* **Problem details**: Once the pictures are set aside, transcribe the remaining data exactly.

begin Recorded data

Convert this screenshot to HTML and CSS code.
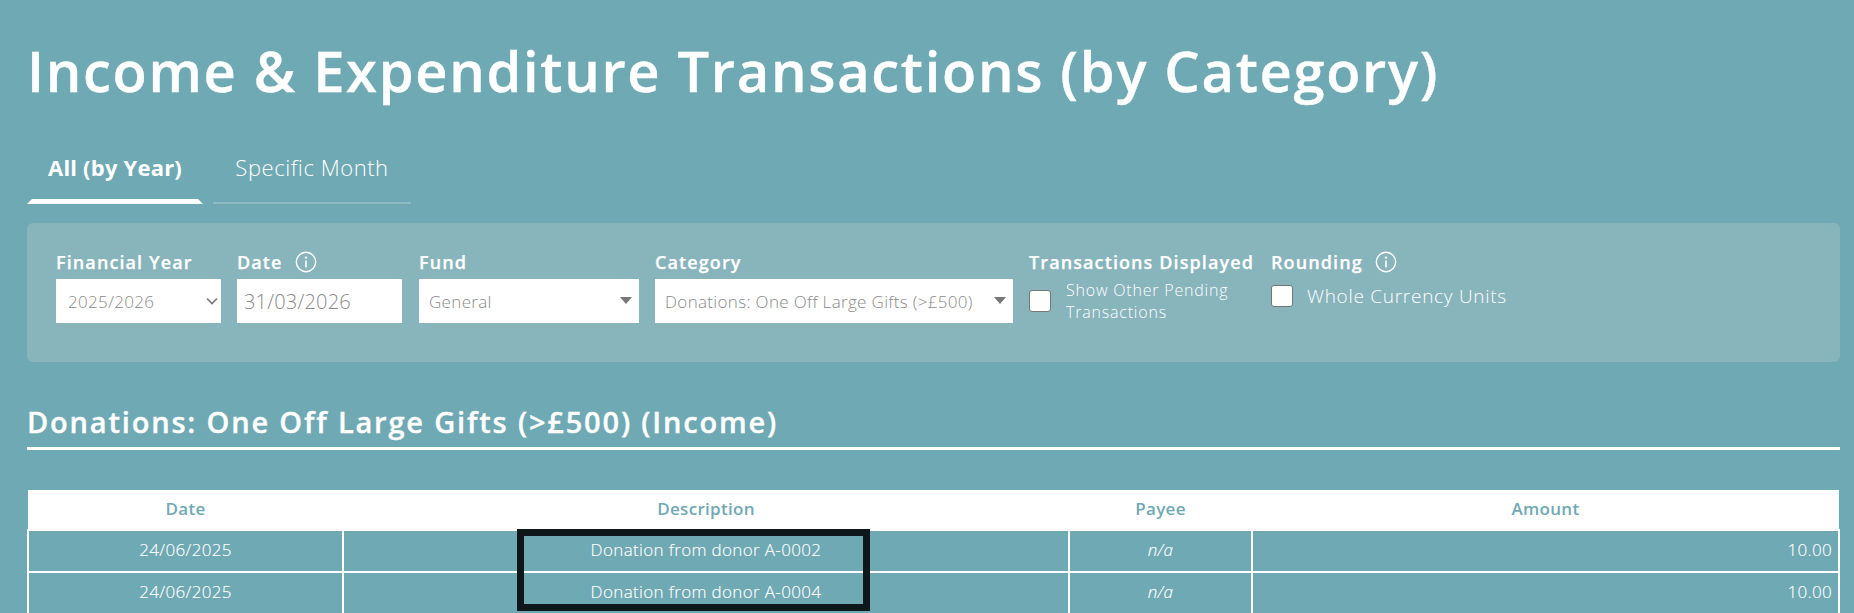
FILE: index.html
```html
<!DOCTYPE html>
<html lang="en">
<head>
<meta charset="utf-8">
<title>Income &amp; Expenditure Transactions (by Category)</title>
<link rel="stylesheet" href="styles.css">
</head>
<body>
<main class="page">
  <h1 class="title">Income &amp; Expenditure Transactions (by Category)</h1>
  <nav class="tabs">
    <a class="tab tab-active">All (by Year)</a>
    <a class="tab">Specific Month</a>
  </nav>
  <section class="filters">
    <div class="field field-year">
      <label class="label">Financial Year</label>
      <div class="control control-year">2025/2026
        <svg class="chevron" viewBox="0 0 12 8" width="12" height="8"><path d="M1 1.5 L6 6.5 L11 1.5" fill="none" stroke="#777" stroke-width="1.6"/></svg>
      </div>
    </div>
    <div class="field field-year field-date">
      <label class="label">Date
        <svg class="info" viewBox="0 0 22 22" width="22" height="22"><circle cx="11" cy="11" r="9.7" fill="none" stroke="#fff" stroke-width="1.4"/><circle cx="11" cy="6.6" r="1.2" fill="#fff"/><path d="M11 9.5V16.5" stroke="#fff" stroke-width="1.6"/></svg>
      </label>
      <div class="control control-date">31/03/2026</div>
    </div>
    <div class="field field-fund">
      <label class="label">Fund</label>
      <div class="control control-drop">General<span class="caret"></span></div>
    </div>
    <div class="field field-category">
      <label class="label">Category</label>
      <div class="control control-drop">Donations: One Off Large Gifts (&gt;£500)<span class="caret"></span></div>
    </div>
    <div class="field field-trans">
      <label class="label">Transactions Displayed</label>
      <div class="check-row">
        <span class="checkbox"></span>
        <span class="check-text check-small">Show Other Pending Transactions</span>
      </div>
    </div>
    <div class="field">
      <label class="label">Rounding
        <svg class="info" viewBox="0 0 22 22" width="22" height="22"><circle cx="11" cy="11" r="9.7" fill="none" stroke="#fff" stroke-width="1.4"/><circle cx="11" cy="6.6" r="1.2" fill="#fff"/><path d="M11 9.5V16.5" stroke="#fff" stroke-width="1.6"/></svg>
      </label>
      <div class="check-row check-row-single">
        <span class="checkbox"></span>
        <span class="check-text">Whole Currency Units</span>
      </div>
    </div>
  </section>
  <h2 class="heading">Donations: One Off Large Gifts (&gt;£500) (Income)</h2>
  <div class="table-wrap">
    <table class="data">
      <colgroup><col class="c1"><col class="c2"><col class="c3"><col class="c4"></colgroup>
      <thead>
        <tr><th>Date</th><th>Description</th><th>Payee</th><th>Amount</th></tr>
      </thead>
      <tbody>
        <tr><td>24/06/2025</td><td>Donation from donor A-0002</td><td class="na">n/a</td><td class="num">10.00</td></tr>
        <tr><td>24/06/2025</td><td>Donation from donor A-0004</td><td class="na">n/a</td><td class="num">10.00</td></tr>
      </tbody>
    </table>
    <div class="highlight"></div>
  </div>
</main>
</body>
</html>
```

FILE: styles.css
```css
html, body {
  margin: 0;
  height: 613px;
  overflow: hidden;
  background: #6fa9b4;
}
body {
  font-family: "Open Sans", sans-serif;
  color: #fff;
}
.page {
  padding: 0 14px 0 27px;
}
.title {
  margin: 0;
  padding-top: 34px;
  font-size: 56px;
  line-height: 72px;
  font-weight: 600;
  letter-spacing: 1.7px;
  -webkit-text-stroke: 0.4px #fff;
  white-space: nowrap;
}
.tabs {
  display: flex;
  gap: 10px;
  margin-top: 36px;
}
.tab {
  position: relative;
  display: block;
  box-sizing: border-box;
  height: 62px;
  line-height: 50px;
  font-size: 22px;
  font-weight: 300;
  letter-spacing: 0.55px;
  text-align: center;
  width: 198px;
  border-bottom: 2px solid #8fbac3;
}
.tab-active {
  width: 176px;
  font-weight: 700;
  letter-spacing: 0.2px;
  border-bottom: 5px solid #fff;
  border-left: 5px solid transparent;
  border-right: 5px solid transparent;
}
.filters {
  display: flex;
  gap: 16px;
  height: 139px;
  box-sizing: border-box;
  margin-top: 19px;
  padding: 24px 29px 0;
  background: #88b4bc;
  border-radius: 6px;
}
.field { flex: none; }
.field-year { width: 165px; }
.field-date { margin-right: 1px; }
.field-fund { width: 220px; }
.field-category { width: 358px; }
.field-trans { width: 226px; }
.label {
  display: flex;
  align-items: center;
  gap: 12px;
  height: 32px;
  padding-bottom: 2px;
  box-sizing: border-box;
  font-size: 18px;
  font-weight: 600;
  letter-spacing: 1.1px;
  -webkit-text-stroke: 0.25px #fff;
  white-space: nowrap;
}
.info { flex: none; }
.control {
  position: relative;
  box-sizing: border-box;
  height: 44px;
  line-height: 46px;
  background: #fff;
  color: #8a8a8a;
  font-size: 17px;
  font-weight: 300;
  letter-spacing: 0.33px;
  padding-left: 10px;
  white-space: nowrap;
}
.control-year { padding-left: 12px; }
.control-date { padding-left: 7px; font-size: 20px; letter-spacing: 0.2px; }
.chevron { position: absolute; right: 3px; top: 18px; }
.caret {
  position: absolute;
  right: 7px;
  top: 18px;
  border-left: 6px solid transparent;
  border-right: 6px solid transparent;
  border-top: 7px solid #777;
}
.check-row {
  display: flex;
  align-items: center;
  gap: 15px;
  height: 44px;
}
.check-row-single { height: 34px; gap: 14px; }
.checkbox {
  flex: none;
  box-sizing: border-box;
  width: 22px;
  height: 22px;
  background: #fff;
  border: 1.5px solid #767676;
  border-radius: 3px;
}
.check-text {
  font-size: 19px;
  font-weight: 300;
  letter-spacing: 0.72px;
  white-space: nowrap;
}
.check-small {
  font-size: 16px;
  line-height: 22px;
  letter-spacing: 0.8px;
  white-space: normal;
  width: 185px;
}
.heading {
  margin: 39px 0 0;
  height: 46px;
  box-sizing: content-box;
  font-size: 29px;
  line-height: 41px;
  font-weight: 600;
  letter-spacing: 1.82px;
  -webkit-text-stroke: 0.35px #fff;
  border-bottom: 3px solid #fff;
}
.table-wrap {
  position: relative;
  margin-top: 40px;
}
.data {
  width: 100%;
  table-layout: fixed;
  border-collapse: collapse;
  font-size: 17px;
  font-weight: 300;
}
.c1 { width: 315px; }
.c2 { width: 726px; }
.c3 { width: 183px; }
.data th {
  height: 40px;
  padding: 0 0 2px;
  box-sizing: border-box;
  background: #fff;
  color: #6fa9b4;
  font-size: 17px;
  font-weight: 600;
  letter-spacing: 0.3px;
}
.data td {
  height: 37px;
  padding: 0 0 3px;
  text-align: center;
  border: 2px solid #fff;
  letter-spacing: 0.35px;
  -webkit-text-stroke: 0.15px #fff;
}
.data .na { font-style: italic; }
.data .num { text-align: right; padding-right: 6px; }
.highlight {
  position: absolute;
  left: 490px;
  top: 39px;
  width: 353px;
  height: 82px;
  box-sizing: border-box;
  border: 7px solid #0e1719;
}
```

end Recorded data

* **Full response**:
Convert this screenshot to HTML and CSS code.
FILE: index.html
```html
<!DOCTYPE html>
<html lang="en">
<head>
<meta charset="utf-8">
<title>Income &amp; Expenditure Transactions (by Category)</title>
<link rel="stylesheet" href="styles.css">
</head>
<body>
<main class="page">
  <h1 class="title">Income &amp; Expenditure Transactions (by Category)</h1>
  <nav class="tabs">
    <a class="tab tab-active">All (by Year)</a>
    <a class="tab">Specific Month</a>
  </nav>
  <section class="filters">
    <div class="field field-year">
      <label class="label">Financial Year</label>
      <div class="control control-year">2025/2026
        <svg class="chevron" viewBox="0 0 12 8" width="12" height="8"><path d="M1 1.5 L6 6.5 L11 1.5" fill="none" stroke="#777" stroke-width="1.6"/></svg>
      </div>
    </div>
    <div class="field field-year field-date">
      <label class="label">Date
        <svg class="info" viewBox="0 0 22 22" width="22" height="22"><circle cx="11" cy="11" r="9.7" fill="none" stroke="#fff" stroke-width="1.4"/><circle cx="11" cy="6.6" r="1.2" fill="#fff"/><path d="M11 9.5V16.5" stroke="#fff" stroke-width="1.6"/></svg>
      </label>
      <div class="control control-date">31/03/2026</div>
    </div>
    <div class="field field-fund">
      <label class="label">Fund</label>
      <div class="control control-drop">General<span class="caret"></span></div>
    </div>
    <div class="field field-category">
      <label class="label">Category</label>
      <div class="control control-drop">Donations: One Off Large Gifts (&gt;£500)<span class="caret"></span></div>
    </div>
    <div class="field field-trans">
      <label class="label">Transactions Displayed</label>
      <div class="check-row">
        <span class="checkbox"></span>
        <span class="check-text check-small">Show Other Pending Transactions</span>
      </div>
    </div>
    <div class="field">
      <label class="label">Rounding
        <svg class="info" viewBox="0 0 22 22" width="22" height="22"><circle cx="11" cy="11" r="9.7" fill="none" stroke="#fff" stroke-width="1.4"/><circle cx="11" cy="6.6" r="1.2" fill="#fff"/><path d="M11 9.5V16.5" stroke="#fff" stroke-width="1.6"/></svg>
      </label>
      <div class="check-row check-row-single">
        <span class="checkbox"></span>
        <span class="check-text">Whole Currency Units</span>
      </div>
    </div>
  </section>
  <h2 class="heading">Donations: One Off Large Gifts (&gt;£500) (Income)</h2>
  <div class="table-wrap">
    <table class="data">
      <colgroup><col class="c1"><col class="c2"><col class="c3"><col class="c4"></colgroup>
      <thead>
        <tr><th>Date</th><th>Description</th><th>Payee</th><th>Amount</th></tr>
      </thead>
      <tbody>
        <tr><td>24/06/2025</td><td>Donation from donor A-0002</td><td class="na">n/a</td><td class="num">10.00</td></tr>
        <tr><td>24/06/2025</td><td>Donation from donor A-0004</td><td class="na">n/a</td><td class="num">10.00</td></tr>
      </tbody>
    </table>
    <div class="highlight"></div>
  </div>
</main>
</body>
</html>
```

FILE: styles.css
```css
html, body {
  margin: 0;
  height: 613px;
  overflow: hidden;
  background: #6fa9b4;
}
body {
  font-family: "Open Sans", sans-serif;
  color: #fff;
}
.page {
  padding: 0 14px 0 27px;
}
.title {
  margin: 0;
  padding-top: 34px;
  font-size: 56px;
  line-height: 72px;
  font-weight: 600;
  letter-spacing: 1.7px;
  -webkit-text-stroke: 0.4px #fff;
  white-space: nowrap;
}
.tabs {
  display: flex;
  gap: 10px;
  margin-top: 36px;
}
.tab {
  position: relative;
  display: block;
  box-sizing: border-box;
  height: 62px;
  line-height: 50px;
  font-size: 22px;
  font-weight: 300;
  letter-spacing: 0.55px;
  text-align: center;
  width: 198px;
  border-bottom: 2px solid #8fbac3;
}
.tab-active {
  width: 176px;
  font-weight: 700;
  letter-spacing: 0.2px;
  border-bottom: 5px solid #fff;
  border-left: 5px solid transparent;
  border-right: 5px solid transparent;
}
.filters {
  display: flex;
  gap: 16px;
  height: 139px;
  box-sizing: border-box;
  margin-top: 19px;
  padding: 24px 29px 0;
  background: #88b4bc;
  border-radius: 6px;
}
.field { flex: none; }
.field-year { width: 165px; }
.field-date { margin-right: 1px; }
.field-fund { width: 220px; }
.field-category { width: 358px; }
.field-trans { width: 226px; }
.label {
  display: flex;
  align-items: center;
  gap: 12px;
  height: 32px;
  padding-bottom: 2px;
  box-sizing: border-box;
  font-size: 18px;
  font-weight: 600;
  letter-spacing: 1.1px;
  -webkit-text-stroke: 0.25px #fff;
  white-space: nowrap;
}
.info { flex: none; }
.control {
  position: relative;
  box-sizing: border-box;
  height: 44px;
  line-height: 46px;
  background: #fff;
  color: #8a8a8a;
  font-size: 17px;
  font-weight: 300;
  letter-spacing: 0.33px;
  padding-left: 10px;
  white-space: nowrap;
}
.control-year { padding-left: 12px; }
.control-date { padding-left: 7px; font-size: 20px; letter-spacing: 0.2px; }
.chevron { position: absolute; right: 3px; top: 18px; }
.caret {
  position: absolute;
  right: 7px;
  top: 18px;
  border-left: 6px solid transparent;
  border-right: 6px solid transparent;
  border-top: 7px solid #777;
}
.check-row {
  display: flex;
  align-items: center;
  gap: 15px;
  height: 44px;
}
.check-row-single { height: 34px; gap: 14px; }
.checkbox {
  flex: none;
  box-sizing: border-box;
  width: 22px;
  height: 22px;
  background: #fff;
  border: 1.5px solid #767676;
  border-radius: 3px;
}
.check-text {
  font-size: 19px;
  font-weight: 300;
  letter-spacing: 0.72px;
  white-space: nowrap;
}
.check-small {
  font-size: 16px;
  line-height: 22px;
  letter-spacing: 0.8px;
  white-space: normal;
  width: 185px;
}
.heading {
  margin: 39px 0 0;
  height: 46px;
  box-sizing: content-box;
  font-size: 29px;
  line-height: 41px;
  font-weight: 600;
  letter-spacing: 1.82px;
  -webkit-text-stroke: 0.35px #fff;
  border-bottom: 3px solid #fff;
}
.table-wrap {
  position: relative;
  margin-top: 40px;
}
.data {
  width: 100%;
  table-layout: fixed;
  border-collapse: collapse;
  font-size: 17px;
  font-weight: 300;
}
.c1 { width: 315px; }
.c2 { width: 726px; }
.c3 { width: 183px; }
.data th {
  height: 40px;
  padding: 0 0 2px;
  box-sizing: border-box;
  background: #fff;
  color: #6fa9b4;
  font-size: 17px;
  font-weight: 600;
  letter-spacing: 0.3px;
}
.data td {
  height: 37px;
  padding: 0 0 3px;
  text-align: center;
  border: 2px solid #fff;
  letter-spacing: 0.35px;
  -webkit-text-stroke: 0.15px #fff;
}
.data .na { font-style: italic; }
.data .num { text-align: right; padding-right: 6px; }
.highlight {
  position: absolute;
  left: 490px;
  top: 39px;
  width: 353px;
  height: 82px;
  box-sizing: border-box;
  border: 7px solid #0e1719;
}
```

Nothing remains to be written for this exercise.